Sáenz pinta y expone, pero sigue siendo -dice a Paco Correal- "como Julián, el de La verbena de la Paloma, cajista de imprenta, lo que llaman tipógrafo". Se mantiene en la imprenta. Su cabeza de romano surge entre montones de pruebas y pedidos. Allí lo buscan y encuentran muchos amigos a los que atiende con la soltura de un gran conversador. Uno de ellos, Fernando Zóbel, ve los bocetos de unos interiores de la imprenta y le anima a trabajarlos. Los cuadros pueden verse hoy en la Casa de la Provincia. Alguno se guarda en la Cartuja. Para pintarlos cumple estrictamente los horarios de trabajo, por eso el reloj de la imprenta, en los cuadros, marca la hora libre del almuerzo. Moreno Galván sacó punta al asunto en un poema: "Me gustaría a mi tené, / pa que el tiempo no pasara, / colgaíto en la paré / un relojito sin cuerda / con las manillas en las tres".

Sáenz fue sobre todo un gran paisajista.
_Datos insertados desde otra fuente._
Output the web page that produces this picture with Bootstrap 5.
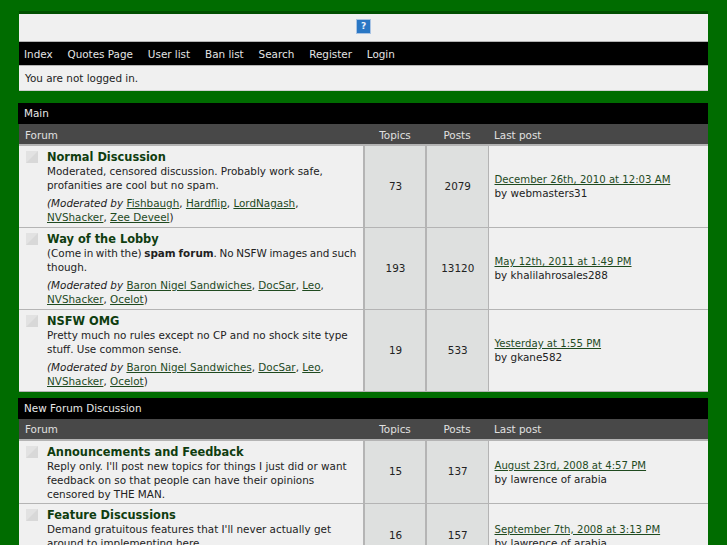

En verano, Vejer, El Palmar y sobre todo Conil, donde logra su mejor cuadro, Playa de Bateles. El resto del año, Sevilla, en especial el río: las marismas, vistas desde la Cartuja, el entorno de la Punta del Verde, y el aterramiento de Chapina donde recoge el perfil y las luces de Triana. Obras siempre con la contenida empatía de aquel inicial Paisaje de Morón.

Tampoco este trabajo lo aparta de su menester de impresor. Trabaja con rigor la litografía relacionada con el dibujo. Elaboró diseños comerciales, no faltos de interés, pero los originales se pierden. Hizo al carbón un delicado retrato de su mujer, Carmela; al pastel, un dibujo más reservado, un lirio que guarda la Hermandad del Calvario; más ambicioso (carbón, pastel y sanguina), el del centenario del Cachorro. Trabajó con rigor la litografía (que conoció de joven en el taller que su padre abrió en Triana, prolongación de la imprenta) en cuidadas obras gráficas (que solía completar con trazos autográficos) y en carteles, como el de Juan de Mairena para el Teatro del Mediodía. El cartel quizá más logrado (además del dedicado al Cachorro) es el de la primera edición de la Bienal de Flamenco de Sevilla, en 1980. No es una litografía, sino un offset sobre un cuidado dibujo al pastel, pero en la pieza se detecta al esmerado impresor junto al pintor y al experimentado litógrafo. Que el cartel se dedique al flamenco lo convierte en síntesis de la personalidad de Joaquín Sáenz que, antes que artista, era un enamorado del arte.